# INFORMATION PROVIDED start

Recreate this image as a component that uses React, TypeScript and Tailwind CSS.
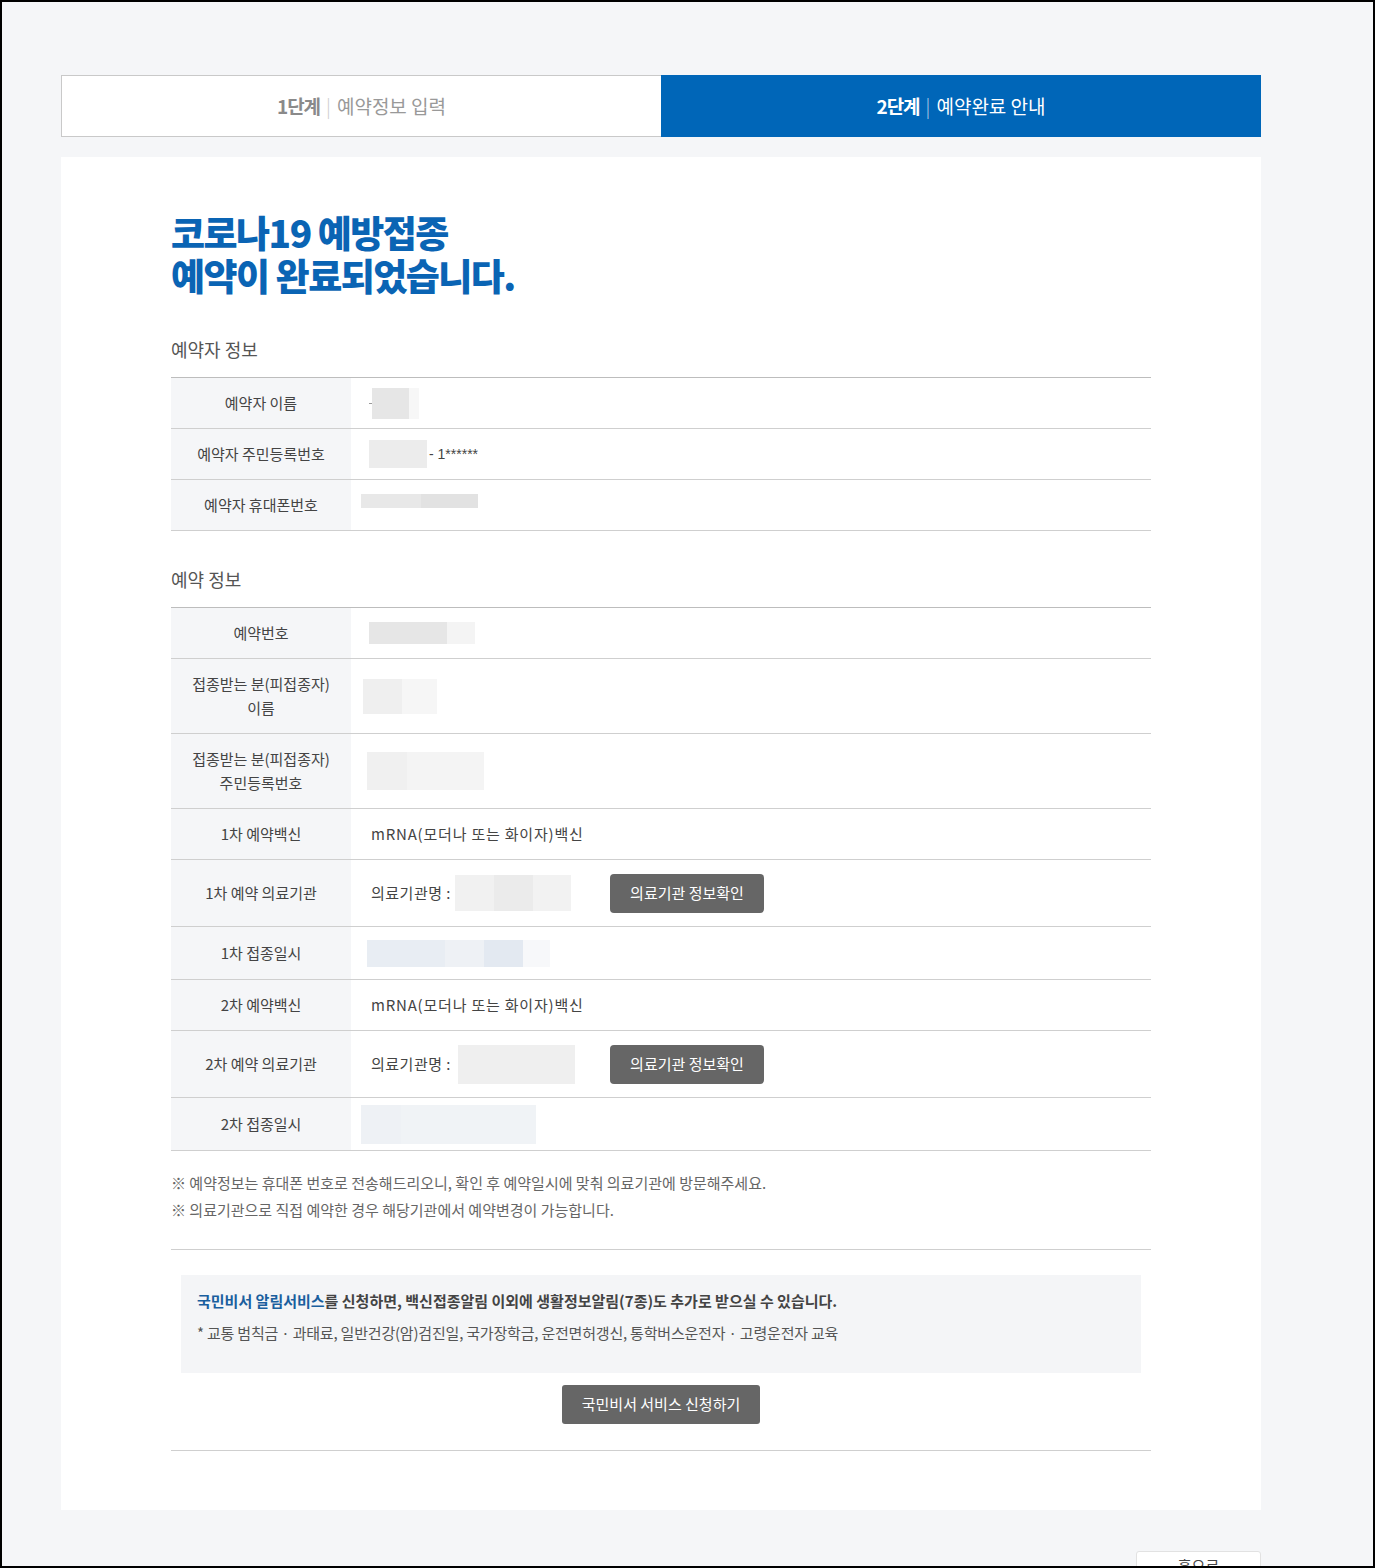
import type { ReactNode } from "react";

const KR = "font-['Noto_Sans_CJK_KR','Noto_Sans',sans-serif]";

type Block = { w: number; h: number; c: string };

function Redacted({ blocks, ml = 0 }: { blocks: Block[]; ml?: number }) {
  return (
    <div className="flex items-center" style={{ marginLeft: ml }}>
      {blocks.map((b, i) => (
        <div key={i} style={{ width: b.w, height: b.h, background: b.c }} />
      ))}
    </div>
  );
}

function Row({ label, h, children }: { label: ReactNode; h: number; children?: ReactNode }) {
  return (
    <div className="flex border-b border-[#cfcfcf]" style={{ height: h }}>
      <div className="w-[180px] shrink-0 bg-[#f5f6f8] flex items-center justify-center text-center text-[15px] leading-[24px] text-[#444]">
        {label}
      </div>
      <div className="flex-1 flex items-center pl-[20px] text-[15px] text-[#444]">{children}</div>
    </div>
  );
}

function HospitalCell({ blocks, ml }: { blocks: Block[]; ml: number }) {
  return (
    <>
      <div className="w-[239px] flex items-center">
        <span className="tracking-[0.5px]">의료기관명 :</span>
        <Redacted ml={ml} blocks={blocks} />
      </div>
      <button className="h-[39px] w-[154px] rounded-[4px] bg-[#666666] text-white text-[15px]">
        의료기관 정보확인
      </button>
    </>
  );
}

export default function App() {
  return (
    <div className={`${KR} h-[1568px] border-2 border-black bg-[#f5f6f8] overflow-hidden`}>
      <div className="ml-[59px] w-[1200px] pt-[73px]">
        {/* step tabs */}
        <div className="flex h-[62px]">
          <div className="flex-1 bg-white border border-[#c9c9c9] border-r-0 flex items-center justify-center text-[19px] text-[#999]">
            <span className="font-bold text-[#8a8a8a] tracking-[-1px]">1단계</span>
            <span className="mx-[6px] text-[#ccc] font-light">|</span>
            <span>예약정보 입력</span>
          </div>
          <div className="w-[600px] bg-[#0066b8] flex items-center justify-center text-[19px] text-white">
            <span className="font-bold tracking-[-1px]">2단계</span>
            <span className="mx-[6px] text-[#b8d2ea] font-light">|</span>
            <span>예약완료 안내</span>
          </div>
        </div>

        {/* card */}
        <div className="mt-[20px] bg-white h-[1353px] pt-[54px] px-[110px]">
          <div className="w-[980px]">
            <h1 className="text-[#0a64b4] text-[37px] leading-[43px] font-black tracking-[-1.5px]">
              코로나19 예방접종
              <br />
              예약이 완료되었습니다.
            </h1>

            <h2 className="mt-[39px] text-[18px] text-[#555] font-normal">예약자 정보</h2>
            <div className="mt-[14px] border-t border-[#bdbdbd]">
              <Row label="예약자 이름" h={51}>
                <Redacted ml={-2} blocks={[{ w: 3, h: 1, c: "#999" }, { w: 37, h: 31, c: "#e6e6e6" }, { w: 10, h: 31, c: "#f7f7f7" }]} />
              </Row>
              <Row label="예약자 주민등록번호" h={51}>
                <Redacted ml={-2} blocks={[{ w: 58, h: 28, c: "#ececec" }]} />
                <span className="ml-[2px] text-[14px] text-[#444] font-['Liberation_Sans',sans-serif]">- 1******</span>
              </Row>
              <Row label="예약자 휴대폰번호" h={51}>
                <div className="relative -ml-[10px] h-[26px] w-[120px] overflow-hidden">
                  <div className="absolute left-0 top-[2px] w-[117px] h-[14px] bg-[#e8e8e8]" />
                  <div className="absolute left-[60px] top-[2px] w-[57px] h-[14px] bg-[#e2e2e2]" />
                </div>
              </Row>
            </div>

            <h2 className="mt-[35px] text-[18px] text-[#555] font-normal">예약 정보</h2>
            <div className="mt-[14px] border-t border-[#bdbdbd]">
              <Row label="예약번호" h={51}>
                <Redacted ml={-2} blocks={[{ w: 78, h: 22, c: "#e6e6e6" }, { w: 28, h: 22, c: "#f4f4f4" }]} />
              </Row>
              <Row
                label={
                  <span>
                    접종받는 분(피접종자)
                    <br />
                    이름
                  </span>
                }
                h={75}
              >
                <Redacted ml={-8} blocks={[{ w: 39, h: 35, c: "#efefef" }, { w: 35, h: 35, c: "#f6f6f6" }]} />
              </Row>
              <Row
                label={
                  <span>
                    접종받는 분(피접종자)
                    <br />
                    주민등록번호
                  </span>
                }
                h={75}
              >
                <Redacted ml={-4} blocks={[{ w: 40, h: 38, c: "#f0f0f0" }, { w: 77, h: 38, c: "#f4f4f4" }]} />
              </Row>
              <Row label="1차 예약백신" h={51}>
                <span className="tracking-[0.8px]">mRNA(모더나 또는 화이자)백신</span>
              </Row>
              <Row label="1차 예약 의료기관" h={67}>
                <HospitalCell ml={4} blocks={[{ w: 39, h: 36, c: "#f1f1f1" }, { w: 39, h: 36, c: "#ebebeb" }, { w: 38, h: 36, c: "#f2f2f2" }]} />
              </Row>
              <Row label="1차 접종일시" h={53}>
                <Redacted ml={-4} blocks={[{ w: 78, h: 27, c: "#e8edf3" }, { w: 39, h: 27, c: "#eef1f5" }, { w: 39, h: 27, c: "#e3e9f1" }, { w: 27, h: 27, c: "#f7f8fa" }]} />
              </Row>
              <Row label="2차 예약백신" h={51}>
                <span className="tracking-[0.8px]">mRNA(모더나 또는 화이자)백신</span>
              </Row>
              <Row label="2차 예약 의료기관" h={67}>
                <HospitalCell ml={7} blocks={[{ w: 117, h: 39, c: "#efefef" }]} />
              </Row>
              <Row label="2차 접종일시" h={53}>
                <Redacted ml={-10} blocks={[{ w: 40, h: 39, c: "#eef1f5" }, { w: 135, h: 39, c: "#f0f3f6" }]} />
              </Row>
            </div>

            <div className="mt-[18px] text-[15px] leading-[27px] text-[#666]">
              <p>※ 예약정보는 휴대폰 번호로 전송해드리오니, 확인 후 예약일시에 맞춰 의료기관에 방문해주세요.</p>
              <p>※ 의료기관으로 직접 예약한 경우 해당기관에서 예약변경이 가능합니다.</p>
            </div>

            <div className="mt-[26px] border-t border-[#cfcfcf] pt-[25px] px-[10px]">
              <div className="bg-[#f4f5f7] h-[98px] pt-[15px] px-[16px]">
                <p className="text-[15px] font-bold text-[#444]">
                  <span className="text-[#1a5f9e]">국민비서 알림서비스</span>를 신청하면, 백신접종알림 이외에 생활정보알림(7종)도 추가로 받으실 수 있습니다.
                </p>
                <p className="mt-[9px] text-[15px] text-[#555] tracking-[-0.2px]">
                  * 교통 범칙금 · 과태료, 일반건강(암)검진일, 국가장학금, 운전면허갱신, 통학버스운전자 · 고령운전자 교육
                </p>
              </div>
              <div className="flex justify-center mt-[12px]">
                <button className="h-[39px] w-[198px] rounded-[3px] bg-[#666666] text-white text-[15px]">
                  국민비서 서비스 신청하기
                </button>
              </div>
            </div>
            <div className="mt-[26px] border-t border-[#cfcfcf]" />
          </div>
        </div>

        {/* bottom home button (clipped by the page edge) */}
        <div className="flex justify-end mt-[41px]">
          <div className="w-[125px] h-[40px] bg-white border border-[#e2e2e2] rounded-[3px] flex justify-center pt-[3px] text-[15px] text-[#444]">
            홈으로
          </div>
        </div>
      </div>
    </div>
  );
}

# INFORMATION PROVIDED end

WRITTEN INSTRUCTION:
The material above must be printed exactly, with its pictures left out.

CORRECT ANSWER:
Recreate this image as a component that uses React, TypeScript and Tailwind CSS.
import type { ReactNode } from "react";

const KR = "font-['Noto_Sans_CJK_KR','Noto_Sans',sans-serif]";

type Block = { w: number; h: number; c: string };

function Redacted({ blocks, ml = 0 }: { blocks: Block[]; ml?: number }) {
  return (
    <div className="flex items-center" style={{ marginLeft: ml }}>
      {blocks.map((b, i) => (
        <div key={i} style={{ width: b.w, height: b.h, background: b.c }} />
      ))}
    </div>
  );
}

function Row({ label, h, children }: { label: ReactNode; h: number; children?: ReactNode }) {
  return (
    <div className="flex border-b border-[#cfcfcf]" style={{ height: h }}>
      <div className="w-[180px] shrink-0 bg-[#f5f6f8] flex items-center justify-center text-center text-[15px] leading-[24px] text-[#444]">
        {label}
      </div>
      <div className="flex-1 flex items-center pl-[20px] text-[15px] text-[#444]">{children}</div>
    </div>
  );
}

function HospitalCell({ blocks, ml }: { blocks: Block[]; ml: number }) {
  return (
    <>
      <div className="w-[239px] flex items-center">
        <span className="tracking-[0.5px]">의료기관명 :</span>
        <Redacted ml={ml} blocks={blocks} />
      </div>
      <button className="h-[39px] w-[154px] rounded-[4px] bg-[#666666] text-white text-[15px]">
        의료기관 정보확인
      </button>
    </>
  );
}

export default function App() {
  return (
    <div className={`${KR} h-[1568px] border-2 border-black bg-[#f5f6f8] overflow-hidden`}>
      <div className="ml-[59px] w-[1200px] pt-[73px]">
        {/* step tabs */}
        <div className="flex h-[62px]">
          <div className="flex-1 bg-white border border-[#c9c9c9] border-r-0 flex items-center justify-center text-[19px] text-[#999]">
            <span className="font-bold text-[#8a8a8a] tracking-[-1px]">1단계</span>
            <span className="mx-[6px] text-[#ccc] font-light">|</span>
            <span>예약정보 입력</span>
          </div>
          <div className="w-[600px] bg-[#0066b8] flex items-center justify-center text-[19px] text-white">
            <span className="font-bold tracking-[-1px]">2단계</span>
            <span className="mx-[6px] text-[#b8d2ea] font-light">|</span>
            <span>예약완료 안내</span>
          </div>
        </div>

        {/* card */}
        <div className="mt-[20px] bg-white h-[1353px] pt-[54px] px-[110px]">
          <div className="w-[980px]">
            <h1 className="text-[#0a64b4] text-[37px] leading-[43px] font-black tracking-[-1.5px]">
              코로나19 예방접종
              <br />
              예약이 완료되었습니다.
            </h1>

            <h2 className="mt-[39px] text-[18px] text-[#555] font-normal">예약자 정보</h2>
            <div className="mt-[14px] border-t border-[#bdbdbd]">
              <Row label="예약자 이름" h={51}>
                <Redacted ml={-2} blocks={[{ w: 3, h: 1, c: "#999" }, { w: 37, h: 31, c: "#e6e6e6" }, { w: 10, h: 31, c: "#f7f7f7" }]} />
              </Row>
              <Row label="예약자 주민등록번호" h={51}>
                <Redacted ml={-2} blocks={[{ w: 58, h: 28, c: "#ececec" }]} />
                <span className="ml-[2px] text-[14px] text-[#444] font-['Liberation_Sans',sans-serif]">- 1******</span>
              </Row>
              <Row label="예약자 휴대폰번호" h={51}>
                <div className="relative -ml-[10px] h-[26px] w-[120px] overflow-hidden">
                  <div className="absolute left-0 top-[2px] w-[117px] h-[14px] bg-[#e8e8e8]" />
                  <div className="absolute left-[60px] top-[2px] w-[57px] h-[14px] bg-[#e2e2e2]" />
                </div>
              </Row>
            </div>

            <h2 className="mt-[35px] text-[18px] text-[#555] font-normal">예약 정보</h2>
            <div className="mt-[14px] border-t border-[#bdbdbd]">
              <Row label="예약번호" h={51}>
                <Redacted ml={-2} blocks={[{ w: 78, h: 22, c: "#e6e6e6" }, { w: 28, h: 22, c: "#f4f4f4" }]} />
              </Row>
              <Row
                label={
                  <span>
                    접종받는 분(피접종자)
                    <br />
                    이름
                  </span>
                }
                h={75}
              >
                <Redacted ml={-8} blocks={[{ w: 39, h: 35, c: "#efefef" }, { w: 35, h: 35, c: "#f6f6f6" }]} />
              </Row>
              <Row
                label={
                  <span>
                    접종받는 분(피접종자)
                    <br />
                    주민등록번호
                  </span>
                }
                h={75}
              >
                <Redacted ml={-4} blocks={[{ w: 40, h: 38, c: "#f0f0f0" }, { w: 77, h: 38, c: "#f4f4f4" }]} />
              </Row>
              <Row label="1차 예약백신" h={51}>
                <span className="tracking-[0.8px]">mRNA(모더나 또는 화이자)백신</span>
              </Row>
              <Row label="1차 예약 의료기관" h={67}>
                <HospitalCell ml={4} blocks={[{ w: 39, h: 36, c: "#f1f1f1" }, { w: 39, h: 36, c: "#ebebeb" }, { w: 38, h: 36, c: "#f2f2f2" }]} />
              </Row>
              <Row label="1차 접종일시" h={53}>
                <Redacted ml={-4} blocks={[{ w: 78, h: 27, c: "#e8edf3" }, { w: 39, h: 27, c: "#eef1f5" }, { w: 39, h: 27, c: "#e3e9f1" }, { w: 27, h: 27, c: "#f7f8fa" }]} />
              </Row>
              <Row label="2차 예약백신" h={51}>
                <span className="tracking-[0.8px]">mRNA(모더나 또는 화이자)백신</span>
              </Row>
              <Row label="2차 예약 의료기관" h={67}>
                <HospitalCell ml={7} blocks={[{ w: 117, h: 39, c: "#efefef" }]} />
              </Row>
              <Row label="2차 접종일시" h={53}>
                <Redacted ml={-10} blocks={[{ w: 40, h: 39, c: "#eef1f5" }, { w: 135, h: 39, c: "#f0f3f6" }]} />
              </Row>
            </div>

            <div className="mt-[18px] text-[15px] leading-[27px] text-[#666]">
              <p>※ 예약정보는 휴대폰 번호로 전송해드리오니, 확인 후 예약일시에 맞춰 의료기관에 방문해주세요.</p>
              <p>※ 의료기관으로 직접 예약한 경우 해당기관에서 예약변경이 가능합니다.</p>
            </div>

            <div className="mt-[26px] border-t border-[#cfcfcf] pt-[25px] px-[10px]">
              <div className="bg-[#f4f5f7] h-[98px] pt-[15px] px-[16px]">
                <p className="text-[15px] font-bold text-[#444]">
                  <span className="text-[#1a5f9e]">국민비서 알림서비스</span>를 신청하면, 백신접종알림 이외에 생활정보알림(7종)도 추가로 받으실 수 있습니다.
                </p>
                <p className="mt-[9px] text-[15px] text-[#555] tracking-[-0.2px]">
                  * 교통 범칙금 · 과태료, 일반건강(암)검진일, 국가장학금, 운전면허갱신, 통학버스운전자 · 고령운전자 교육
                </p>
              </div>
              <div className="flex justify-center mt-[12px]">
                <button className="h-[39px] w-[198px] rounded-[3px] bg-[#666666] text-white text-[15px]">
                  국민비서 서비스 신청하기
                </button>
              </div>
            </div>
            <div className="mt-[26px] border-t border-[#cfcfcf]" />
          </div>
        </div>

        {/* bottom home button (clipped by the page edge) */}
        <div className="flex justify-end mt-[41px]">
          <div className="w-[125px] h-[40px] bg-white border border-[#e2e2e2] rounded-[3px] flex justify-center pt-[3px] text-[15px] text-[#444]">
            홈으로
          </div>
        </div>
      </div>
    </div>
  );
}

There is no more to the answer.